Triptyque Aberdeenien (2e partie)


TRIPTYQUE ABERDEENIEN (2e partie)


Intérieur Galerie Sans Nom assis, un étrange sentiment ‘déjà vu’ me pigouille.
Occupant la presque totalité du mur ouest de la galerie, karen’s bread shoes, une vidéo low-fi tournée en caméscope ben ordinaire nous montre, en hand-held moyen-gros plan, un trajet pas ordinaire en toute.

Un trottoir montréalais.
Pied gauche pied droit tour à tour envahissent le cadre.
Et ces deux pieds sont chacun chaussés de.... tranches de pain !!
Une vaste agglomération de tranches de pain blanc auxquelles toute valeur nutritive s’est fait auparavant happer par les griffes de l’industrie agro-alimentaire. À chaque pas, des miettes se détachent du soulier organique qui se désintègre à vue d’œil. Pendant plusieurs minutes, le cycle de la piétonne se poursuit. 
Parfois, il y des pixels qui se heurtent, du dropout.

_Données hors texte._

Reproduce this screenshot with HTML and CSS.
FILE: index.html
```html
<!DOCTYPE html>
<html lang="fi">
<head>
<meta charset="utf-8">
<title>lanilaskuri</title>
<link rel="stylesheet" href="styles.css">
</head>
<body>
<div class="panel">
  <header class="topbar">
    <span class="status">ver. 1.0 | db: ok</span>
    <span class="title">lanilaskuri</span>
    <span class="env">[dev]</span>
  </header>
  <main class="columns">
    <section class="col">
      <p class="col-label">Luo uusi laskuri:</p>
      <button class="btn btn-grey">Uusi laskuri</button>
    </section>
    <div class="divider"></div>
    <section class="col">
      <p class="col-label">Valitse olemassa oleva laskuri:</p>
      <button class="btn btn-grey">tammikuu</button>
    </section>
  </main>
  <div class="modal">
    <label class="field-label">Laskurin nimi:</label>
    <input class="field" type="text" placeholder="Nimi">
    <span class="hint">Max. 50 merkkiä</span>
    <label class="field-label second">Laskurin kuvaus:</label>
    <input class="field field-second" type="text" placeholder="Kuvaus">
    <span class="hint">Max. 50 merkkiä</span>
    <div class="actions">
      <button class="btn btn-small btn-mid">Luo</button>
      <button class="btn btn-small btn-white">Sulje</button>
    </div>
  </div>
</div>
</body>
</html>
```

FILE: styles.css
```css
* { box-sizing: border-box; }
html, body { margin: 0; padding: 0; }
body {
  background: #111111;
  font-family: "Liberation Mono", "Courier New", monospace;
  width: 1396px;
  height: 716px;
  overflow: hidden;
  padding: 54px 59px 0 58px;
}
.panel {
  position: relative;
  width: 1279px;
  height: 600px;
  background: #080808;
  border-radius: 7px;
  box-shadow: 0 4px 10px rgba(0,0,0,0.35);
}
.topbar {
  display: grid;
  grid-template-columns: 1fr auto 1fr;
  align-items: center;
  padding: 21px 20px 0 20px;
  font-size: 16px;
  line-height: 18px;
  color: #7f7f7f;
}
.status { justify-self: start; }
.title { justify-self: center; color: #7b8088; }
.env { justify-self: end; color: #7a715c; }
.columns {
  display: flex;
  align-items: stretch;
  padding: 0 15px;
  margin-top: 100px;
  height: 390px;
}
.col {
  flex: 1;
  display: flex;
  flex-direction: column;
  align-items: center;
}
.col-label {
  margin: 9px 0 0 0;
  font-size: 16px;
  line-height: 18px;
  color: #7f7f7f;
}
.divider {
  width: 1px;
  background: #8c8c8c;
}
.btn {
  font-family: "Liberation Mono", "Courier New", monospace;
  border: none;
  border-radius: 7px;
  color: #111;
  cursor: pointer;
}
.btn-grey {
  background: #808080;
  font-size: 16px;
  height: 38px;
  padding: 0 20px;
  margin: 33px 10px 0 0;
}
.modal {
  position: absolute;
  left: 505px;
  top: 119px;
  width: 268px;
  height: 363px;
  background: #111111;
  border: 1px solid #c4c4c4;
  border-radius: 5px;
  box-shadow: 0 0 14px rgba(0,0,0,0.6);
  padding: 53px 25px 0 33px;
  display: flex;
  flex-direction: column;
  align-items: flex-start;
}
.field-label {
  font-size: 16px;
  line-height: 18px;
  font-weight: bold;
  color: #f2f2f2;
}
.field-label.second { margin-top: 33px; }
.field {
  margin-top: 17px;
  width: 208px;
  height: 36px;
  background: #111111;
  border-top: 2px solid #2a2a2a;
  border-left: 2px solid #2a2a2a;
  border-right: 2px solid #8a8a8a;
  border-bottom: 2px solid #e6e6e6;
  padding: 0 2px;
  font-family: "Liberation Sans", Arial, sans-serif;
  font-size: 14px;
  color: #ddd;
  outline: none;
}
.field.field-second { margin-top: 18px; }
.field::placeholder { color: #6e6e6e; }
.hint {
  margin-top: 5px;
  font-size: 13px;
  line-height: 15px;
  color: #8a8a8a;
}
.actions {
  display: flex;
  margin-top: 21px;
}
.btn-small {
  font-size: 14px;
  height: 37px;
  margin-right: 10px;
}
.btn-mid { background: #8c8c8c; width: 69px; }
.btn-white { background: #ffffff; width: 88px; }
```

La marche terminée, un plan large récapitulatif dévoile les innombrables traces farinées du passage de la dame aux souliers de pain. Il s’agit de d’une performance pour caméra instiguée en 2002. 

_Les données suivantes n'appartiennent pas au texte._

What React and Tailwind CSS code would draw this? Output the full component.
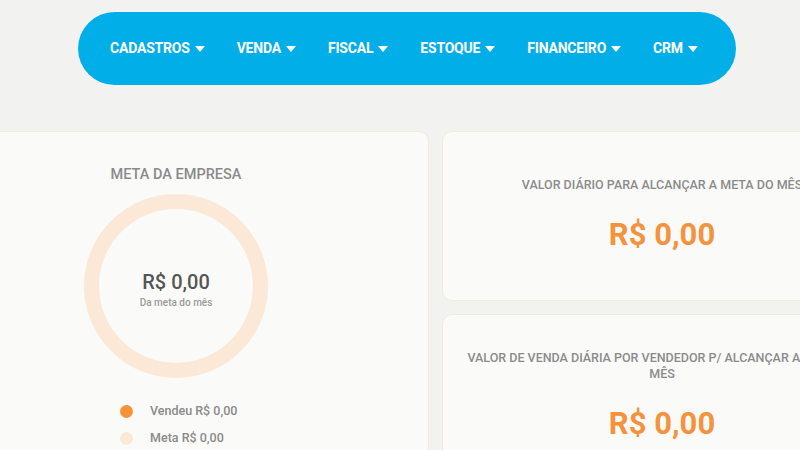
import React from 'react';

const menus = ['CADASTROS', 'VENDA', 'FISCAL', 'ESTOQUE', 'FINANCEIRO', 'CRM'];

function Caret() {
    return (
        <svg width="10" height="6" viewBox="0 0 10 6" className="ml-[5px]">
            <polygon points="0,0 10,0 5,6" fill="#ffffff" />
        </svg>
    );
}

function ValueCard({ title, className }) {
    return (
        <div className={`rounded-[10px] border border-[#f5e8d8] bg-[#fafbf9] px-4 flex flex-col items-center text-center ${className}`}>
            <p className="text-[12.5px] leading-4 font-medium text-[#8b8b8b]">{title}</p>
            <p className="text-[31px] font-bold text-[#f4923d] leading-none mt-[26px]">R$ 0,00</p>
        </div>
    );
}

export default function App() {
    return (
        <div className="w-[800px] h-[450px] overflow-hidden bg-[#f2f3f1] font-['Roboto',sans-serif]">
            {/* Menu */}
            <div className="pt-3 pl-[78px]">
                <nav className="w-[658px] h-[73px] rounded-full bg-[#02aee8] flex items-center pl-8 gap-8">
                    {menus.map((m) => (
                        <div key={m} className="flex items-center text-white text-[14px] font-bold tracking-[-0.2px]">
                            {m}
                            <Caret />
                        </div>
                    ))}
                </nav>
            </div>

            {/* Cards */}
            <div className="mt-[46px] -ml-3 flex gap-[13px]">
                {/* Meta da empresa */}
                <div className="w-[441px] h-[340px] shrink-0 rounded-[10px] border border-[#f5e8d8] bg-[#fafbf9] pl-[50px]">
                    <div className="w-[274px] flex flex-col items-center pt-[32px]">
                        <p className="text-[14.5px] font-medium text-[#8a8a8a]">META DA EMPRESA</p>
                        <div className="mt-[8px] w-[184px] h-[184px] rounded-full border-[15px] border-[#fbe8d6] flex flex-col items-center justify-center">
                            <p className="text-[20px] font-medium text-[#555555] leading-6 mt-[8px]">R$ 0,00</p>
                            <p className="text-[10px] font-medium text-[#9a9a9a] leading-3 mt-[3px]">Da meta do mês</p>
                        </div>
                        <div className="mt-[25px] self-start ml-[81px] flex flex-col gap-[10px]">
                            <div className="flex items-center gap-[17px] h-[17px]">
                                <span className="w-[13px] h-[13px] rounded-full bg-[#f6923a]" />
                                <span className="text-[12.5px] font-medium text-[#8a8a8a]">Vendeu R$ 0,00</span>
                            </div>
                            <div className="flex items-center gap-[17px] h-[17px]">
                                <span className="w-[13px] h-[13px] rounded-full bg-[#fbe8d6]" />
                                <span className="text-[12.5px] font-medium text-[#8a8a8a]">Meta R$ 0,00</span>
                            </div>
                        </div>
                    </div>
                </div>

                {/* Valores */}
                <div className="w-[440px] shrink-0 flex flex-col gap-[13px]">
                    <ValueCard className="h-[170px] pt-[45px]" title="VALOR DIÁRIO PARA ALCANÇAR A META DO MÊS" />
                    <ValueCard className="h-[170px] pt-[35px]" title="VALOR DE VENDA DIÁRIA POR VENDEDOR P/ ALCANÇAR A META DO MÊS" />
                </div>
            </div>
        </div>
    );
}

Tout comme le prochain film, Neck Grip, où la protagoniste se « tresse » un genre de collier cervical à partir de tranches après tranches de pain blanc. Enrichie.
Une approche DIY, du no-wave vidéo presque. Et l’accoutrement de Spencer.
Wife beater et pantalons cargo. C’est intense.
Étranglée par notre pain quotidien.

Je sors de la salle et bang ! voilà l’artiste devant moi : Karen Elaine Spencer.
En l’a dévisageant, mon déjà vu revient en force.
Elle aussi semble avoir ce look ‘where have I seen you before’.
Après deux trois questions, ça nous revient tous les deux que j’avais filmé
une de ces performances à Moncton, il y cinq ans, lors du festival jè-st.
Je lui demande ensuite, question vaste, c’est quoi sa relation avec le pain.
Sa réponse est très éclaircissante.

Spencer mentionne qu’elle a eu l’idée de ses performances avec pain
lorsqu’elle habitait dans une maison de chambres à Montréal.
Elle fixait les dalles du plancher et voyait tout ce monde,
des gens démunis surtout, piétinant la place.
Ses lectures récentes de Karl Marx se sont manifestées à son cerveau.
La division du labeur. La production. Les surplus. Le gaspillage.
Les rouages mêmes de la machination industrielle.
Alors un jour, Spencer a commencé à placer des tranches de pain sur ces dalles.
Et elle observait ensuite le piétinement subséquent.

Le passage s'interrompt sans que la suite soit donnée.